Aim: Copy out each line of the material below that holds the string "this".

Recorded information:
____________________

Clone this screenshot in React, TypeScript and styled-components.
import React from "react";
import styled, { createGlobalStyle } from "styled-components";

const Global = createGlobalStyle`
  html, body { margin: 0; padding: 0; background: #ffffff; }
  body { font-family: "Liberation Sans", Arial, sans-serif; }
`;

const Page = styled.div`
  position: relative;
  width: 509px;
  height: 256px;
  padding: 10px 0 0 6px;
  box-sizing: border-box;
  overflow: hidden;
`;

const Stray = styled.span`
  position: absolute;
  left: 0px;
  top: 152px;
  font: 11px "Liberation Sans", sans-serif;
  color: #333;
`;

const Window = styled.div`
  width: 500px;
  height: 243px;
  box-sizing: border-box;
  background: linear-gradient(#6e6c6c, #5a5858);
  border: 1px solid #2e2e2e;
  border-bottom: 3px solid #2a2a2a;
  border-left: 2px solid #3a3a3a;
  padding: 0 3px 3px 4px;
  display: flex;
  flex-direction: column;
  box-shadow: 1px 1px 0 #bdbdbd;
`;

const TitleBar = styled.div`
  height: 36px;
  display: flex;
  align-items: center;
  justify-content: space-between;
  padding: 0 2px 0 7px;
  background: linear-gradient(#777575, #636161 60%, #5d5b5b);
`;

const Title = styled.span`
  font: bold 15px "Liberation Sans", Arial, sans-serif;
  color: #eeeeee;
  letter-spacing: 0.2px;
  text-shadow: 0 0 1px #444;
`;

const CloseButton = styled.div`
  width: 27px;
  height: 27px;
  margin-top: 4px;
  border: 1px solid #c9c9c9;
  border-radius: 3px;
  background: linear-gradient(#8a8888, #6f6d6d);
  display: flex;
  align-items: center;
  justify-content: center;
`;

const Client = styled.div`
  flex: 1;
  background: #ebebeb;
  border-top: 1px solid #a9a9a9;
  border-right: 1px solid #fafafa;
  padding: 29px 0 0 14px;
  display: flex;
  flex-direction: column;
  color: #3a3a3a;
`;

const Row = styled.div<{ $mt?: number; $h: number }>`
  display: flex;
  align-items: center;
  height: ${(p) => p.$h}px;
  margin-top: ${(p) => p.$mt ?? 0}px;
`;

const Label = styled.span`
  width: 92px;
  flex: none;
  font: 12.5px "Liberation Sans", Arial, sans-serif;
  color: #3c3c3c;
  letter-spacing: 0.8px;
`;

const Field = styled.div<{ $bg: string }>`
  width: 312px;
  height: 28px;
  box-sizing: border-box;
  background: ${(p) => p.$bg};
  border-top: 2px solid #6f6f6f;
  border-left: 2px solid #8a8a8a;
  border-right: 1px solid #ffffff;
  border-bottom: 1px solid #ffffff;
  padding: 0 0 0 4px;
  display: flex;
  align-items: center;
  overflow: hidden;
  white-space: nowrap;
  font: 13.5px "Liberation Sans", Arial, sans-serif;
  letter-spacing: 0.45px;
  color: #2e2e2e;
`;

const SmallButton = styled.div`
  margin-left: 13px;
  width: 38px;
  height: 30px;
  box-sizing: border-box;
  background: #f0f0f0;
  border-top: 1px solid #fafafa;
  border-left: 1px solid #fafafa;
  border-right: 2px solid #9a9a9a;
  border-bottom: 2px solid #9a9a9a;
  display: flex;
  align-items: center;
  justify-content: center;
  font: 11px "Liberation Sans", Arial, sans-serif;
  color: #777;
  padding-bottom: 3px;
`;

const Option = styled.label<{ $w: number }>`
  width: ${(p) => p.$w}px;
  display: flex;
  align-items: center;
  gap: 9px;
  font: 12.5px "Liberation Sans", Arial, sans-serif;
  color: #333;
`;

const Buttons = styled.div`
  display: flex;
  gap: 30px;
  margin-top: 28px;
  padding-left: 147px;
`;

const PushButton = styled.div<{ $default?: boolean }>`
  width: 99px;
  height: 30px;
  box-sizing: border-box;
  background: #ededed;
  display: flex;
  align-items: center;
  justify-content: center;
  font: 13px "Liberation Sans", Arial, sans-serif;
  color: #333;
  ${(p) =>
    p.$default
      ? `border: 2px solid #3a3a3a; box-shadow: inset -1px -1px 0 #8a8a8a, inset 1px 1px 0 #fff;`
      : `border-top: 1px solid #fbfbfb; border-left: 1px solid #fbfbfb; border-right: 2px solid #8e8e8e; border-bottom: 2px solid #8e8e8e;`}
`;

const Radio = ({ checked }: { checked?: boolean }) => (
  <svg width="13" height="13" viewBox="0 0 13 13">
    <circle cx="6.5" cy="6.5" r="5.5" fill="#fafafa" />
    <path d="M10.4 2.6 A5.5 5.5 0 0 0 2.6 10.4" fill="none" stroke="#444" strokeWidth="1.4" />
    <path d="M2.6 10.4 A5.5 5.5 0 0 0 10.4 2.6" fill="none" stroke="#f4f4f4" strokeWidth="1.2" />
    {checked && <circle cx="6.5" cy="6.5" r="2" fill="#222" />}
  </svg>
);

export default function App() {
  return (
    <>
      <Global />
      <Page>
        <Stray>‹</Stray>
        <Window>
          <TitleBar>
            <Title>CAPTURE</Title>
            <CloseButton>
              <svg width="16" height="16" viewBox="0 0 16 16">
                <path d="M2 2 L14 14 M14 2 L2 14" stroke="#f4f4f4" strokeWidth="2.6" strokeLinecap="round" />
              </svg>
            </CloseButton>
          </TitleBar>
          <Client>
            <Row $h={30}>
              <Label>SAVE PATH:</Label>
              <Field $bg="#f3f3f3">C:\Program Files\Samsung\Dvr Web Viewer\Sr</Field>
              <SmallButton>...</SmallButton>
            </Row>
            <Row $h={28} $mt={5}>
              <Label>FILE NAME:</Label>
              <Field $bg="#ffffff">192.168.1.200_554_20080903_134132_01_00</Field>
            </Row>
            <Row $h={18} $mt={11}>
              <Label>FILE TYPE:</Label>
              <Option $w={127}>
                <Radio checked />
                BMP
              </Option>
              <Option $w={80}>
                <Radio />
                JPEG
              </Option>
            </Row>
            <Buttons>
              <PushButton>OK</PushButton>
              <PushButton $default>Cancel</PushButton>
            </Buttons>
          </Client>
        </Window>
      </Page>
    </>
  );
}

____________________

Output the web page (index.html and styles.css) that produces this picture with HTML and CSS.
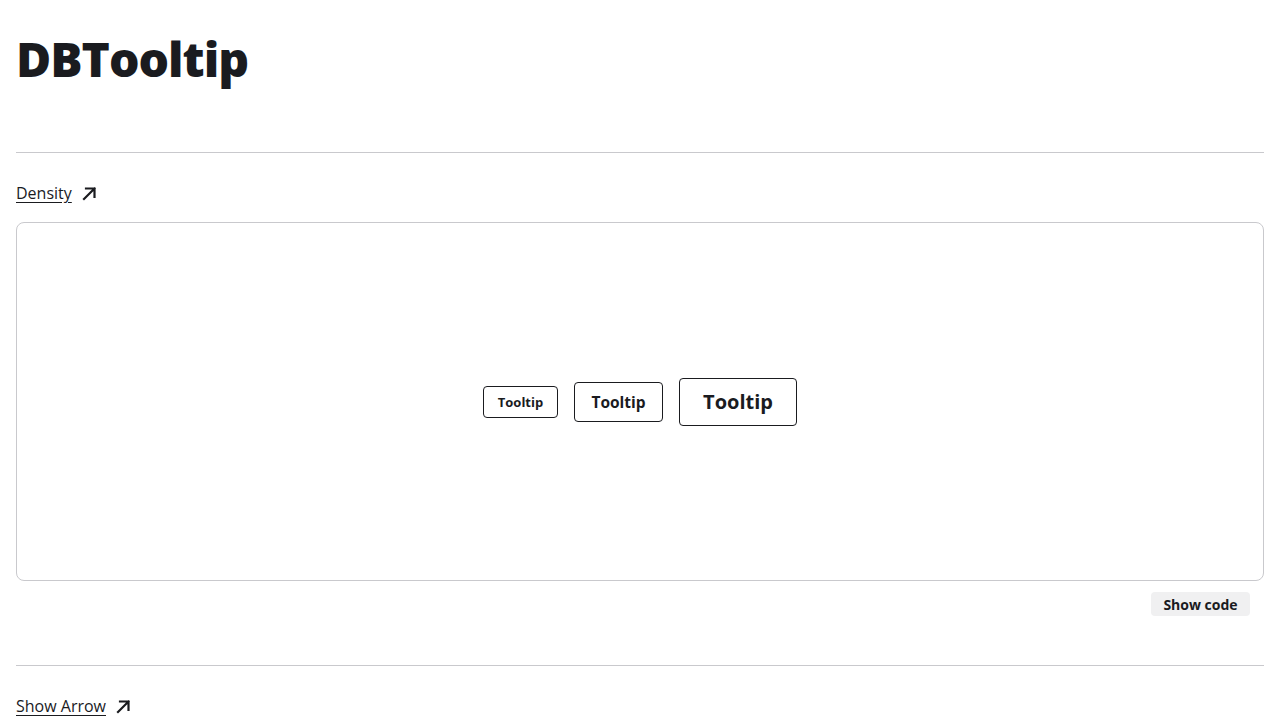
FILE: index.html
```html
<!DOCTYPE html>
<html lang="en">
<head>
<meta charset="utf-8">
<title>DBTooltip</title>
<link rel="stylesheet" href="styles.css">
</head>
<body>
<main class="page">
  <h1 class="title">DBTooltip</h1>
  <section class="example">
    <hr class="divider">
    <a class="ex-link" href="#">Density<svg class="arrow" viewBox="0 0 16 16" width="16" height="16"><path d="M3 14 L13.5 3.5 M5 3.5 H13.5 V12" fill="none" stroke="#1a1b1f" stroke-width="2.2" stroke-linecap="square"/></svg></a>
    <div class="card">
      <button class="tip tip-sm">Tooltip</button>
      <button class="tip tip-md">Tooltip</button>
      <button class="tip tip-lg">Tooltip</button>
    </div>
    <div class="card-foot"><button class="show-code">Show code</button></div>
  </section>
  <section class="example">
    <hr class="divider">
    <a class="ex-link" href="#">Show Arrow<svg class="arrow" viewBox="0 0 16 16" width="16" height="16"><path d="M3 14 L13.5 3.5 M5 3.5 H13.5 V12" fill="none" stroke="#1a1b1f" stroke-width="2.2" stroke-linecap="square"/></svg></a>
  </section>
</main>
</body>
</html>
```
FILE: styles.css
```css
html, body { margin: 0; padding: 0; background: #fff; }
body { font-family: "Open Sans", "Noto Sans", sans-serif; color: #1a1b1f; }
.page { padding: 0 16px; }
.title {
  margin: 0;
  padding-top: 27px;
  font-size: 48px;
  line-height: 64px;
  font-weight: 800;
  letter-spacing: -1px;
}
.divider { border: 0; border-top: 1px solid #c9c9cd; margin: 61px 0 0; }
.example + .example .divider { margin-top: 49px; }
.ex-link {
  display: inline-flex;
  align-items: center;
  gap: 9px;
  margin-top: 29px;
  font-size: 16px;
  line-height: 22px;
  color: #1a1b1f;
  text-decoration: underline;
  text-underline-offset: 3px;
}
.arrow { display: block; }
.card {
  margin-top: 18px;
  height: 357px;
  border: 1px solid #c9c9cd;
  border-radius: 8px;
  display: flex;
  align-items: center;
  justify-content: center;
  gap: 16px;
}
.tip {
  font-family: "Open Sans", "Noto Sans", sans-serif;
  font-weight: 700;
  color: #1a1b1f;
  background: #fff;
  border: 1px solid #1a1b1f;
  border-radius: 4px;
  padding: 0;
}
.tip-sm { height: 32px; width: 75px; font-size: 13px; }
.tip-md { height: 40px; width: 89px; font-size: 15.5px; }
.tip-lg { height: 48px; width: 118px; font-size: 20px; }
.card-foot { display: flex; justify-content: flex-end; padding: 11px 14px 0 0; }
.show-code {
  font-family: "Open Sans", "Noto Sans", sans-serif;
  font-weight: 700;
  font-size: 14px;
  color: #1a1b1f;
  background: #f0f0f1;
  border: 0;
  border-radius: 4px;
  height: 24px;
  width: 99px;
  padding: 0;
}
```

____________________

The response:
Clone this screenshot in React, TypeScript and styled-components.
Output the web page (index.html and styles.css) that produces this picture with HTML and CSS.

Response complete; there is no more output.